Barbara Cisek: Congress must take action on drug prices
When Sen. Bob Casey asked me to testify at a March 6 Senate hearing on big pharma and rising drug prices, I immediately thought about every senior citizen who has stood alongside me in line at the pharmacy, only to be forced to leave behind a needed medication because the price is too high. For many of us, our fixed incomes are just high enough to disqualify us for financial help from the state but still too low to absorb the mounting costs of prescription drugs.
I pay nearly $300 for a comprehensive Medicare Advantage plan through Highmark (Freedom Blue) and a Medicare Part B premium of $134, yet I still can’t count on affordable access to the life-saving medications I need to treat my slow-bleed stomach ulcers, diabetes and migraines. In fact, my plan has covered less and less each year.
My plan no longer covers either of the medications that were effective in reducing the severity of my migraines. I’ve paid $85 out of pocket for a 20-day supply; now $43 out of pocket for 27 pills of a generic brand. I spend $100 on a skin cream to treat rashes that insurance won’t cover. The inhaler I need for my chronic obstructive pulmonary disease (COPD) costs $150 per month.
My most crucial medication, Nexium, also happens to be my most expensive. Nexium keeps me alive, treating my slow-bleeding stomach ulcers, and costs $800 for a 90-day supply. Under my current plan, I pay $300 every three months. Other versions of the drug have made me sick, which means I also go through the step therapy process each year where my doctor is required to send a letter to my insurer confirming that I do in fact need the brand name drug because substitutes won’t work.
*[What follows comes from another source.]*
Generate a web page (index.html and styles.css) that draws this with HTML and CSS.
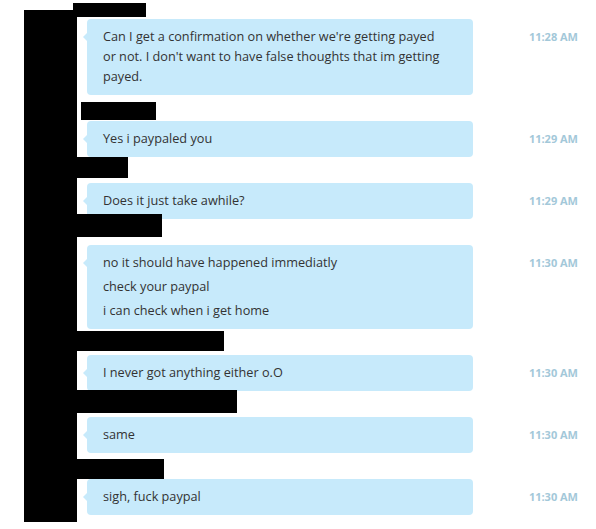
FILE: index.html
```html
<!DOCTYPE html>
<html>
<head>
<meta charset="utf-8">
<link rel="stylesheet" href="styles.css">
</head>
<body>
<div class="chat">
  <div class="bar"></div>

  <div class="name first"><i class="redact r1"></i></div>
  <div class="msg">
    <div class="bubble">
      <p>Can I get a confirmation on whether we're getting payed or not. I don't want to have false thoughts that im getting payed.</p>
    </div>
    <div class="time">11:28 AM</div>
  </div>

  <div class="name"><i class="redact r2"></i></div>
  <div class="msg">
    <div class="bubble"><p>Yes i paypaled you</p></div>
    <div class="time">11:29 AM</div>
  </div>

  <div class="name"><i class="redact r3"></i></div>
  <div class="msg">
    <div class="bubble"><p>Does it just take awhile?</p></div>
    <div class="time">11:29 AM</div>
  </div>

  <div class="name"><i class="redact r4"></i></div>
  <div class="msg">
    <div class="bubble multi">
      <p>no it should have happened immediatly</p>
      <p>check your paypal</p>
      <p>i can check when i get home</p>
    </div>
    <div class="time">11:30 AM</div>
  </div>

  <div class="name"><i class="redact r5"></i></div>
  <div class="msg">
    <div class="bubble"><p>I never got anything either o.O</p></div>
    <div class="time">11:30 AM</div>
  </div>

  <div class="name"><i class="redact r6"></i></div>
  <div class="msg">
    <div class="bubble"><p>same</p></div>
    <div class="time">11:30 AM</div>
  </div>

  <div class="name"><i class="redact r7"></i></div>
  <div class="msg">
    <div class="bubble"><p>sigh, fuck paypal</p></div>
    <div class="time">11:30 AM</div>
  </div>
</div>
</body>
</html>
```

FILE: styles.css
```css
html, body {
  margin: 0;
  padding: 0;
  background: #fff;
}

body {
  font-family: "Open Sans", "Noto Sans", sans-serif;
  color: #333;
  width: 596px;
  height: 529px;
  overflow: hidden;
}

.chat {
  position: relative;
  display: flex;
  flex-direction: column;
}

.bar {
  position: absolute;
  left: 24px;
  top: 10px;
  width: 53px;
  height: 512px;
  background: #000;
  z-index: 2;
}

.name {
  position: relative;
  height: 26px;
}

.name.first {
  height: 19px;
}

.redact {
  position: absolute;
  background: #000;
  z-index: 2;
}

.r1 { left: 73px; top: 3px; width: 73px; height: 14px; }
.r2 { left: 81px; top: 7px; width: 75px; height: 18px; }
.r3 { left: 77px; top: 0; width: 51px; height: 21px; }
.r4 { left: 77px; top: -5px; width: 85px; height: 23px; }
.r5 { left: 77px; top: 2px; width: 147px; height: 20px; }
.r6 { left: 77px; top: -1px; width: 160px; height: 23px; }
.r7 { left: 77px; top: 6px; width: 87px; height: 20px; }

.msg {
  display: flex;
  align-items: flex-start;
  padding-left: 87px;
}

.bubble {
  position: relative;
  width: 386px;
  box-sizing: border-box;
  padding: 7px 32px 9px 16px;
  background: #c7eafb;
  border-radius: 4px;
  font-size: 12.7px;
  line-height: 20px;
}

.bubble::before {
  content: "";
  position: absolute;
  left: -4px;
  top: 14px;
  border-right: 4px solid #c7eafb;
  border-top: 4px solid transparent;
  border-bottom: 4px solid transparent;
}

.bubble p {
  margin: 0;
}

.bubble.multi {
  display: flex;
  flex-direction: column;
  gap: 4px;
}

.time {
  width: 105px;
  padding-top: 11px;
  text-align: right;
  font-size: 11px;
  font-weight: bold;
  line-height: 14px;
  color: #a3c8d9;
}
```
If you’re following along at home, the math racks up to over $1,000 per month for four medications and two Medicare plans. Of course, this price tag doesn’t account for other supplies I pay for like diabetic test strips and lancets, my oxygen tanks, my CPAP, an eye vitamin to prevent cataracts. … Nor does it account for the medications my doctor recommended that I couldn’t afford. Phenergan, recommended to help with my nausea, costs a whopping $1,032 and isn’t covered by my insurance.
Frankly, I’m starting to wonder what they do cover. I’m about to be priced out of seeing a trusted doctor soon as well.
Last November, I suffered a stroke and am preparing for a total shoulder replacement surgery in the coming months. But more insurance changes mean my orthopedic surgeon, a UPMC doctor who helped me recover from a fall and fractured foot, will be out of network beginning July 1 as the agreement between UPMC and Highmark is set to expire.
So, on top of the $1,000/month I’m spending on medications and insurance plans, I soon won’t be able to afford to stay with the doctor I already know and trust, which means I’ll have to begin the painstaking process of finding someone new right as I prepare for surgery.
I worked hard to be able to build a good life and future for myself and my family. My husband worked as an engineering aide in nuclear fuels for nearly 40 years. We’re retired now and want to be able to afford the home we’ve lived in for 45 years, but with my prescriptions costing more and more and my insurance covering less every year, I don’t know what we’ll have to do.
It’s time for Congress to take action and lower prices on prescriptions, especially for senior citizens living on fixed incomes who, like me, should be able to rely on affordable prescription drug coverage after paying so much for insurance.